# direct and indirect proof

• Feb 26th 2010, 07:55 PM
murielx
direct and indirect proof
hello all, someone posted a similar question to this but he wrote the question wrong so the subsequent answers were wrong.

I need to prove directly and by contradiction that

if x is a positive real number and x < 1, then x^2 < 1

all help will be greatly appreciated
• Feb 26th 2010, 08:14 PM
Prove It
Quote:

Originally Posted by murielx
hello all, someone posted a similar question to this but he wrote the question wrong so the subsequent answers were wrong.

I need to prove directly and by contradiction that

if x is a positive real number and x < 1, then x^2 < 1

all help will be greatly appreciated

If $\displaystyle 0 < x < 1$, then we can write $\displaystyle x = \frac{1}{y}$, where $\displaystyle y > 1$.

So $\displaystyle x^2 = \left(\frac{1}{y}\right)^2 = \frac{1}{y^2}$.

Since $\displaystyle y > 1, y^2 > 1$.

Therefore $\displaystyle \frac{1}{y^2} < 1$.

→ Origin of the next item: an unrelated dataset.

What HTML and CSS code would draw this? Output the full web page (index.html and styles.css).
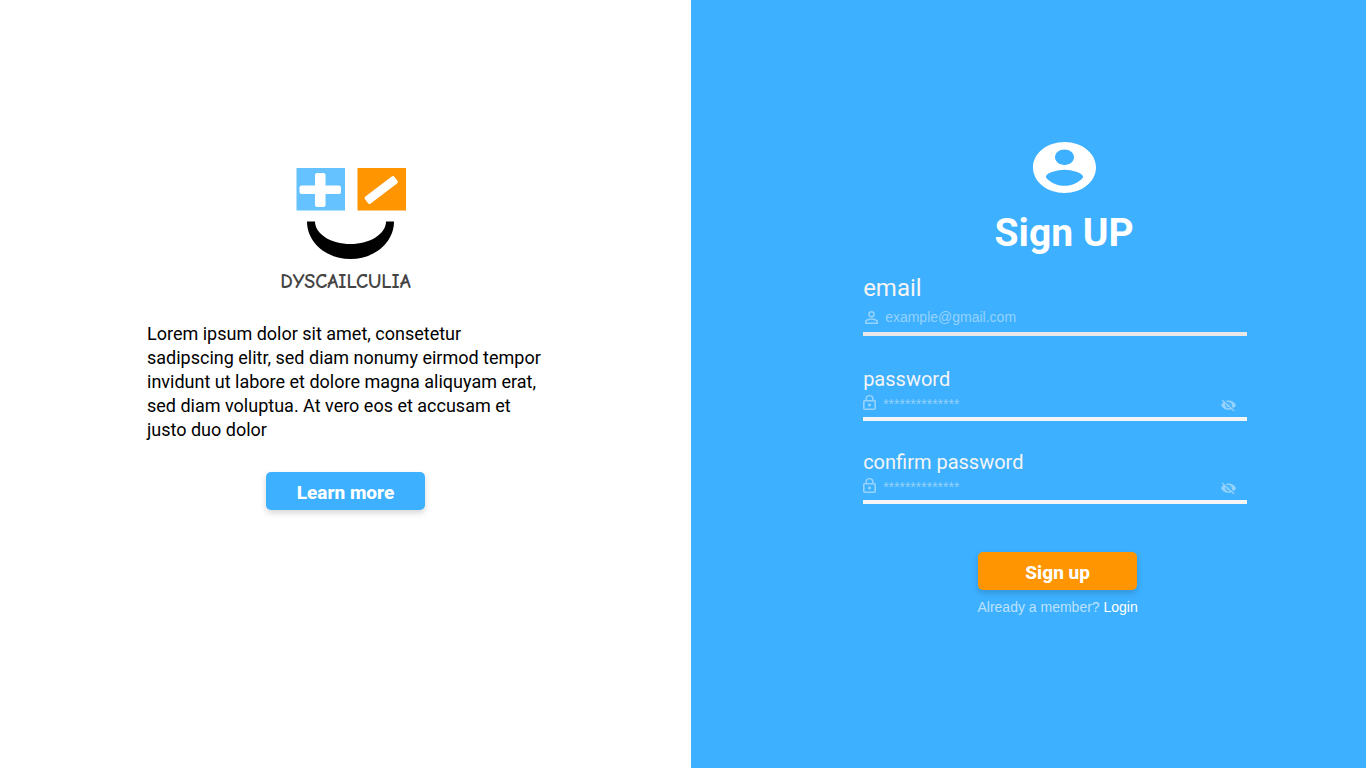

Therefore $\displaystyle x^2 < 1$.
• Feb 26th 2010, 08:16 PM
Prove It
Quote:

Originally Posted by murielx
hello all, someone posted a similar question to this but he wrote the question wrong so the subsequent answers were wrong.

I need to prove directly and by contradiction that

if x is a positive real number and x < 1, then x^2 < 1

all help will be greatly appreciated

$\displaystyle 0 < x < 1$.

Assume $\displaystyle x^2 \geq 1$

Then $\displaystyle \sqrt{x^2} \geq \sqrt{1}$

$\displaystyle |x| \geq 1$

$\displaystyle x \leq -1$ or $\displaystyle x \geq 1$.

This contradicts what we said originally. So $\displaystyle x^2 < 1$.